By 2018 they will be putting a seemingly “massive” 8 per cent into their pension savings, and the challenge will then be to educate members to understand what this is likely to provide them with in retirement, and the potential disconnect between their expectations and the reality.

Moreover, looking beyond 2018, all these workers are entering a sausage machine that will ultimately end in some form of retirement decision.

The face of retirement is changing. Pension savers are going to be presented with even more options than ever on a topic they know very little about, and yet are expected to make decisions that will be crucial to their level of income for the rest of their lives.

The sooner we can engage with workers, and educate and inform them about their long-term savings and help support them through to retirement, the better.

From an adviser’s perspective, workplace savings platforms also make a lot of sense.

They help to provide a solution for the mass market that advisers can not currently support, but as the DC market matures they provide a longer term pipeline of members who may well benefit from ‘at retirement’ services.

And finally to employers.
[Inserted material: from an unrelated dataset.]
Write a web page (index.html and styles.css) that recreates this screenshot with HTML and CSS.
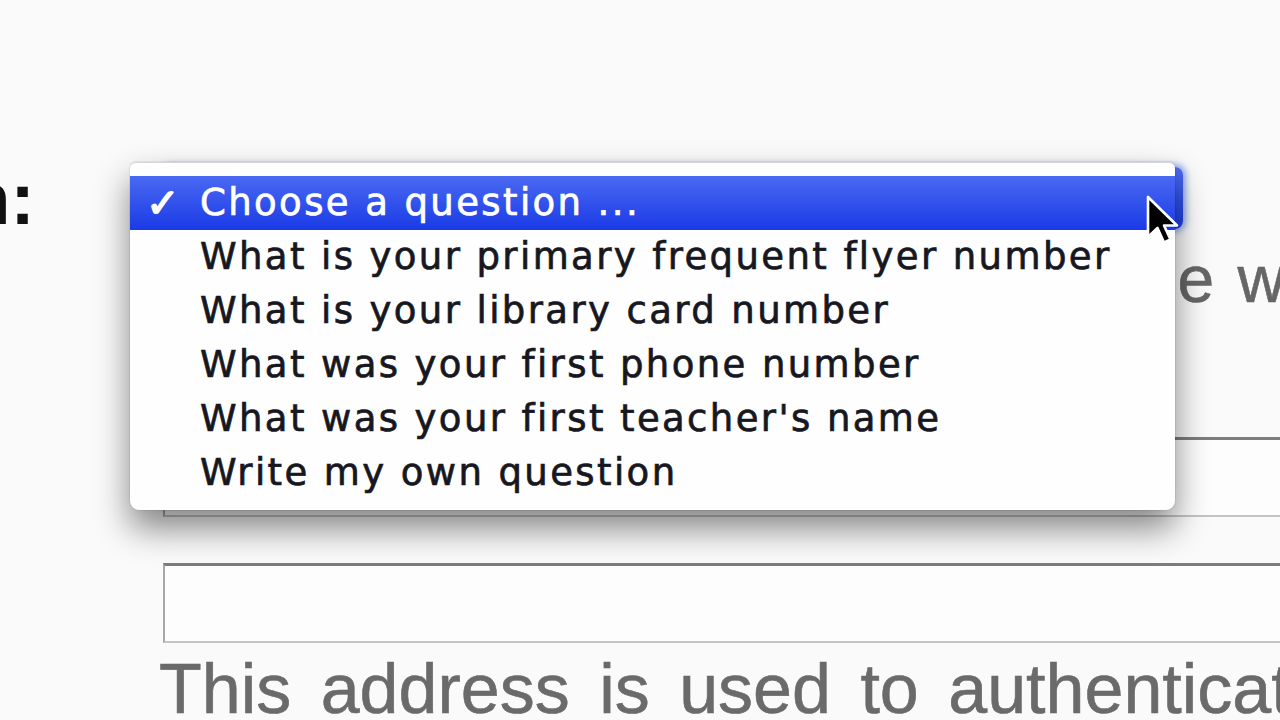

Simply offering a good-quality pension scheme is no longer sufficient to mark you out as an employer of choice.

But if my sample is anything to go by, many recognise they are enrolling their workers into pension schemes without giving them the tools to truly understand the implications, appreciate the value of the scheme, or indeed be empowered to take control of their own finances.

Whatever you want to call them, corporate platforms can help fill this gap, and I believe AE has provided the platform for them to move into the mainstream.

Lynn Graves is head of business development, corporate pensions of Scottish Widows

Key points

* A number of generally larger and more paternalistic employers were early adopters of corporate platforms, but for many employers they remain unchartered territory.

* A workplace savings platform is a portal that workers can access via their employer that addresses a range of financial education and savings needs.

* Workplace savings platforms are here for the long-term.